• THE EXERCISE: Return the records that follow unaltered. Omit every picture.

[Front-end source files]
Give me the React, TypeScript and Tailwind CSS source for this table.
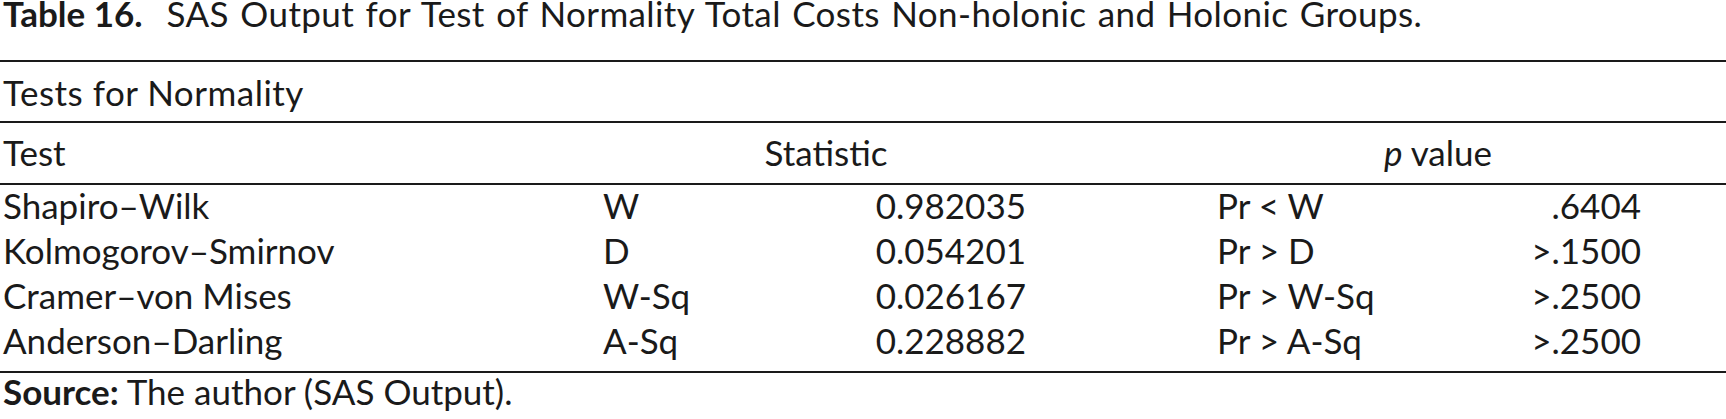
const rows = [
  { test: "Shapiro–Wilk", sym: "W", stat: "0.982035", pr: "Pr < W", p: ".6404" },
  { test: "Kolmogorov–Smirnov", sym: "D", stat: "0.054201", pr: "Pr > D", p: ">.1500" },
  { test: "Cramer–von Mises", sym: "W-Sq", stat: "0.026167", pr: "Pr > W-Sq", p: ">.2500" },
  { test: "Anderson–Darling", sym: "A-Sq", stat: "0.228882", pr: "Pr > A-Sq", p: ">.2500" },
]

// test | symbol | statistic | spacer | pr | p | rest
const cols = "grid grid-cols-[600px_230px_196px_191px_233px_191px_1fr]"

export default function App() {
  return (
    <div className="w-[1726px] h-[419px] bg-white text-[#1a1a1a] text-[35px] font-['Lato',sans-serif] overflow-hidden">
      {/* Caption */}
      <div className="h-[60px] pl-[3px] leading-[27px] whitespace-nowrap">
        <span className="font-bold">Table 16.</span>
        <span className="ml-[24px] tracking-[0.4px] [word-spacing:2px]">
          SAS Output for Test of Normality Total Costs Non-holonic and Holonic Groups.
        </span>
      </div>

      <div className="border-t-2 border-[#1a1a1a]" />
      <div className="h-[59px] pt-[8px] pl-[3px] leading-[44px] tracking-[0.5px]">Tests for Normality</div>

      <div className="border-t-2 border-[#1a1a1a]" />
      <div className={`${cols} h-[60px] pt-[7px] leading-[44px]`}>
        <div className="pl-[3px]">Test</div>
        <div className="col-span-2 text-center pl-[26px]">Statistic</div>
        <div />
        <div className="col-span-2 text-center pl-[18px]">
          <span className="italic">p</span> value
        </div>
      </div>

      <div className="border-t-2 border-[#1a1a1a]" />
      <div className="flex flex-col gap-[5px] pb-[11px]">
        {rows.map((r) => (
          <div key={r.test} className={`${cols} leading-[40px] whitespace-nowrap`}>
            <div className="pl-[3px]">{r.test}</div>
            <div className="pl-[3px]">{r.sym}</div>
            <div className="text-right">{r.stat}</div>
            <div />
            <div>{r.pr}</div>
            <div className="text-right">{r.p}</div>
          </div>
        ))}
      </div>

      <div className="border-t-2 border-[#1a1a1a]" />
      <div className="pl-[3px] leading-[37px]">
        <span className="font-bold">Source:</span> The author (SAS Output).
      </div>
    </div>
  )
}
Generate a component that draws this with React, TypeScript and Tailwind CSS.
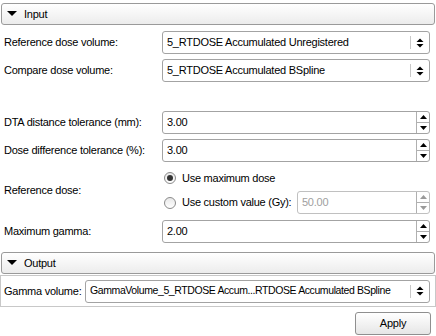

• COMPLETE OUTPUT:
Give me the React, TypeScript and Tailwind CSS source for this table.
const rows = [
  { test: "Shapiro–Wilk", sym: "W", stat: "0.982035", pr: "Pr < W", p: ".6404" },
  { test: "Kolmogorov–Smirnov", sym: "D", stat: "0.054201", pr: "Pr > D", p: ">.1500" },
  { test: "Cramer–von Mises", sym: "W-Sq", stat: "0.026167", pr: "Pr > W-Sq", p: ">.2500" },
  { test: "Anderson–Darling", sym: "A-Sq", stat: "0.228882", pr: "Pr > A-Sq", p: ">.2500" },
]

// test | symbol | statistic | spacer | pr | p | rest
const cols = "grid grid-cols-[600px_230px_196px_191px_233px_191px_1fr]"

export default function App() {
  return (
    <div className="w-[1726px] h-[419px] bg-white text-[#1a1a1a] text-[35px] font-['Lato',sans-serif] overflow-hidden">
      {/* Caption */}
      <div className="h-[60px] pl-[3px] leading-[27px] whitespace-nowrap">
        <span className="font-bold">Table 16.</span>
        <span className="ml-[24px] tracking-[0.4px] [word-spacing:2px]">
          SAS Output for Test of Normality Total Costs Non-holonic and Holonic Groups.
        </span>
      </div>

      <div className="border-t-2 border-[#1a1a1a]" />
      <div className="h-[59px] pt-[8px] pl-[3px] leading-[44px] tracking-[0.5px]">Tests for Normality</div>

      <div className="border-t-2 border-[#1a1a1a]" />
      <div className={`${cols} h-[60px] pt-[7px] leading-[44px]`}>
        <div className="pl-[3px]">Test</div>
        <div className="col-span-2 text-center pl-[26px]">Statistic</div>
        <div />
        <div className="col-span-2 text-center pl-[18px]">
          <span className="italic">p</span> value
        </div>
      </div>

      <div className="border-t-2 border-[#1a1a1a]" />
      <div className="flex flex-col gap-[5px] pb-[11px]">
        {rows.map((r) => (
          <div key={r.test} className={`${cols} leading-[40px] whitespace-nowrap`}>
            <div className="pl-[3px]">{r.test}</div>
            <div className="pl-[3px]">{r.sym}</div>
            <div className="text-right">{r.stat}</div>
            <div />
            <div>{r.pr}</div>
            <div className="text-right">{r.p}</div>
          </div>
        ))}
      </div>

      <div className="border-t-2 border-[#1a1a1a]" />
      <div className="pl-[3px] leading-[37px]">
        <span className="font-bold">Source:</span> The author (SAS Output).
      </div>
    </div>
  )
}
Generate a component that draws this with React, TypeScript and Tailwind CSS.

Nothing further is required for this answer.